Furthermore, the AKLT model serves as a perfect laboratory for testing the laws of quantum information theory. For instance, in a classical chain of events, if we know what's happening at point B, any correlation between A and C vanishes. In the language of information theory, the conditional mutual information $I(A:C|B)$ is zero. This is the Markov property—the memory of the past is erased by knowledge of the present. The AKLT state, however, defies this classical intuition. The conditional mutual information between adjacent sites is a fixed, positive number. This tells us that the correlations in the AKLT chain have a non-local character that cannot be captured by any classical model. This "non-classical memory" is the very essence of quantum advantage.

This has tangible consequences. Imagine a scientist gives you a single particle. She tells you it was plucked from either an AKLT chain (a spin-1 system) or another famous topological material called a cluster state (a spin-1/2 system). Can you tell which it came from? By performing measurements and applying the principles of quantum information theory, you can. The Holevo information, which bounds how much classical information can be extracted from quantum states, can be used to quantify exactly how distinguishable these heralds of different topological worlds are. "Topology" is not just an abstract classification; it is an informational property that can, in principle, be read out.

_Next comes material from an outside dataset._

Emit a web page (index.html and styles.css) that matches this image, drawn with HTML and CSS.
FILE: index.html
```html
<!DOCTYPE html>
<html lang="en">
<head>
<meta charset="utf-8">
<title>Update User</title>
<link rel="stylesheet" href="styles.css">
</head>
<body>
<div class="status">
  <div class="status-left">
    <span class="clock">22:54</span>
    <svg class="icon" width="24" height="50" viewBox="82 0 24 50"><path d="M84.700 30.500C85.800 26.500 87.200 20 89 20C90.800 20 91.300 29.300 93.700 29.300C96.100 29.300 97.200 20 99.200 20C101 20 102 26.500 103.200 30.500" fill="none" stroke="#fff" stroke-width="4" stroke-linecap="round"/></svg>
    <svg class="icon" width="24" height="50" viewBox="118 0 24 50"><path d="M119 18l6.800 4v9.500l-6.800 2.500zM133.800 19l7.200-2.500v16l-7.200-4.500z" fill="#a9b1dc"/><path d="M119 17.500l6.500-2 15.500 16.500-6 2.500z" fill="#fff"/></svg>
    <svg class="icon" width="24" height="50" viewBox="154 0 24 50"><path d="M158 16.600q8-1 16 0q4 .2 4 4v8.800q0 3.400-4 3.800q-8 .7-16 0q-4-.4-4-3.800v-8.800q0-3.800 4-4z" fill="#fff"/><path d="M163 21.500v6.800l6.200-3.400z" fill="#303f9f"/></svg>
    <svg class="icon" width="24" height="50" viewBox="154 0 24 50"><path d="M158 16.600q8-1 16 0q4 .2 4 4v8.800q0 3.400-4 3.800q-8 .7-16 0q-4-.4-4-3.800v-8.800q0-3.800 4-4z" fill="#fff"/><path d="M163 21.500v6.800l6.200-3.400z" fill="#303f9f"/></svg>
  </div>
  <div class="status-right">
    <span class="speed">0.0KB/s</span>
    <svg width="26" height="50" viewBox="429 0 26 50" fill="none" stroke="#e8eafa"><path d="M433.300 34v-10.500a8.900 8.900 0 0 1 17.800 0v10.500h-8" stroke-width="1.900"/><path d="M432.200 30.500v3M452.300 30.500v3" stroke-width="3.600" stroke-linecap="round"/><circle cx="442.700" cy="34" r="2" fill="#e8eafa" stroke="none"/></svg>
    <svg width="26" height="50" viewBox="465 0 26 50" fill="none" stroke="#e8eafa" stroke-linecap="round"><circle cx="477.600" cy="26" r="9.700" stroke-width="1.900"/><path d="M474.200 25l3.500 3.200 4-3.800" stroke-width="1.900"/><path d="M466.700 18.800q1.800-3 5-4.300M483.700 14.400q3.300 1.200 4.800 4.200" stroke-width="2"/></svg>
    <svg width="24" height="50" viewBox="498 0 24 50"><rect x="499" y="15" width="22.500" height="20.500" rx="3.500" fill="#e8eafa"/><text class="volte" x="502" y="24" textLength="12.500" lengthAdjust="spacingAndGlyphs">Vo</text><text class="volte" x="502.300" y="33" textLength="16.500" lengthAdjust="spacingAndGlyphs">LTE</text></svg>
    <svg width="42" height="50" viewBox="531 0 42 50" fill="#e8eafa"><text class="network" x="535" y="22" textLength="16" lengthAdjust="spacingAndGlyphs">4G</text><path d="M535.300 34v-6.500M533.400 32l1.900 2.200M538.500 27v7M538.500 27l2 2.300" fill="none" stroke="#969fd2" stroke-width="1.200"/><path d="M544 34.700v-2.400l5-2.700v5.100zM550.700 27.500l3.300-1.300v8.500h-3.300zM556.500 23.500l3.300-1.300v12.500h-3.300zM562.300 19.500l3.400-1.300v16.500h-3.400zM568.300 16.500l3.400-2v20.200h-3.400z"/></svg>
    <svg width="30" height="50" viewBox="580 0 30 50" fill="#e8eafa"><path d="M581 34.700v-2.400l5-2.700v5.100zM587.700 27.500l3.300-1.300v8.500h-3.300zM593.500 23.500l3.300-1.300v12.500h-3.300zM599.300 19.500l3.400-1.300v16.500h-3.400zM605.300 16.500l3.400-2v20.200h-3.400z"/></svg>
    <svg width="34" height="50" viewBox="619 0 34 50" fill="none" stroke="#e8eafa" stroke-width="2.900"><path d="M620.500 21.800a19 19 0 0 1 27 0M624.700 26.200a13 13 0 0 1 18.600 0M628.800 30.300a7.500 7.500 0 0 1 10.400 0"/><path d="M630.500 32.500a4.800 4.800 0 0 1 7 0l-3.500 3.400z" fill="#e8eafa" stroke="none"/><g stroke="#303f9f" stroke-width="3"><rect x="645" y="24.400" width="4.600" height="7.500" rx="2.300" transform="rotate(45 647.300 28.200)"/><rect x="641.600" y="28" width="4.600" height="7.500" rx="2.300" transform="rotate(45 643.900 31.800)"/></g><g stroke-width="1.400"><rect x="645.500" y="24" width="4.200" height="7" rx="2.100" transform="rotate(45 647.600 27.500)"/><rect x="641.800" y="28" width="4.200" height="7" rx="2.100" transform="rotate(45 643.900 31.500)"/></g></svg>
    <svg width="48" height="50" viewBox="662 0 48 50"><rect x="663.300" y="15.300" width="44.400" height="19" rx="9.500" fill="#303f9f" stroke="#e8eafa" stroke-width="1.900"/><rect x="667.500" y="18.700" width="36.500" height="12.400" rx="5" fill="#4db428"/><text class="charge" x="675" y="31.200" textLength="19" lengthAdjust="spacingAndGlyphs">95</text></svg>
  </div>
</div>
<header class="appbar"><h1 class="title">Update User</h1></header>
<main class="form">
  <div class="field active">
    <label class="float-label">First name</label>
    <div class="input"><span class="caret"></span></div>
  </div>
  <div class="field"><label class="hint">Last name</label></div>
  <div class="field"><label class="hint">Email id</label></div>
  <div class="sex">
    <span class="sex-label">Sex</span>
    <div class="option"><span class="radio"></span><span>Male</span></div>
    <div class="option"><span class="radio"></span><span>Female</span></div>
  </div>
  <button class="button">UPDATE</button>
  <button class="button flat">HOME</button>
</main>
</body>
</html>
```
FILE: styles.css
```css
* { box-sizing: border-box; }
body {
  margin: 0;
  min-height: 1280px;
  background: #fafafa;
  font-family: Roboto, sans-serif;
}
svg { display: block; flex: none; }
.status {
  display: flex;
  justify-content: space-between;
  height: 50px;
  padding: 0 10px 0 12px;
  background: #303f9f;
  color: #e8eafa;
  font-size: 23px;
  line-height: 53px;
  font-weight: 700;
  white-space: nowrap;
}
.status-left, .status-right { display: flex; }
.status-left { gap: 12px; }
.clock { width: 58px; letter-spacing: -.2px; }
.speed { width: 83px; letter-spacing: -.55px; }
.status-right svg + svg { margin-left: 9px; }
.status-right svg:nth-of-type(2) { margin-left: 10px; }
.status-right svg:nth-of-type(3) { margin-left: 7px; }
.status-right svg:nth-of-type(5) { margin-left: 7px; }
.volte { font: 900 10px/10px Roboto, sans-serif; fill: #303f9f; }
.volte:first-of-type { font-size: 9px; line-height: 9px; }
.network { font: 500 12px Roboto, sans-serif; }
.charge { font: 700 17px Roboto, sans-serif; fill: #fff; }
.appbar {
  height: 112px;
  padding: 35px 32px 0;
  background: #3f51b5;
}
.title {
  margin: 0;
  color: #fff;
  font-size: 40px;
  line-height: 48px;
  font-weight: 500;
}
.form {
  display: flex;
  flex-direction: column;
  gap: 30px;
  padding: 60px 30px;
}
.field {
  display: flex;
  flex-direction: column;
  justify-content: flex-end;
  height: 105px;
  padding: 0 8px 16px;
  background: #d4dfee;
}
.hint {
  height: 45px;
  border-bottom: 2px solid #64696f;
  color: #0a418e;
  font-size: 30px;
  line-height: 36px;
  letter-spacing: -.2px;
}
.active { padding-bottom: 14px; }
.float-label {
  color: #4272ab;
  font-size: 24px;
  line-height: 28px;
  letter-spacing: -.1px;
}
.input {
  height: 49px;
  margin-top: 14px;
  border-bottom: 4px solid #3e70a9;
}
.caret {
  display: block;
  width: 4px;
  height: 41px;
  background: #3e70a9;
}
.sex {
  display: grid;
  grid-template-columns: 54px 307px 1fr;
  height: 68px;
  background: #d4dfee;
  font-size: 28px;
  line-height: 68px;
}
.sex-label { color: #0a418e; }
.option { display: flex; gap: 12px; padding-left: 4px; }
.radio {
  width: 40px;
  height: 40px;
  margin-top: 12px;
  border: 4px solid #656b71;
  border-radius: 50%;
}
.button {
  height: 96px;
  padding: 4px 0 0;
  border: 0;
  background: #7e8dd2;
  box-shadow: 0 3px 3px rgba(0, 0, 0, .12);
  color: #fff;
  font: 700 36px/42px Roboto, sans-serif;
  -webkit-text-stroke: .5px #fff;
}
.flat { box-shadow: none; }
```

From a simple set of rules for interacting spins, the AKLT model has blossomed. It has become a cornerstone of our understanding of entanglement, a prototype for an entire new class of materials, a bridge to the abstract ideas of quantum field theory, and a potential resource for future technologies. Its story is a beautiful illustration of an essential truth in physics: in the deepest of theories, simplicity, beauty, and utility are one and the same.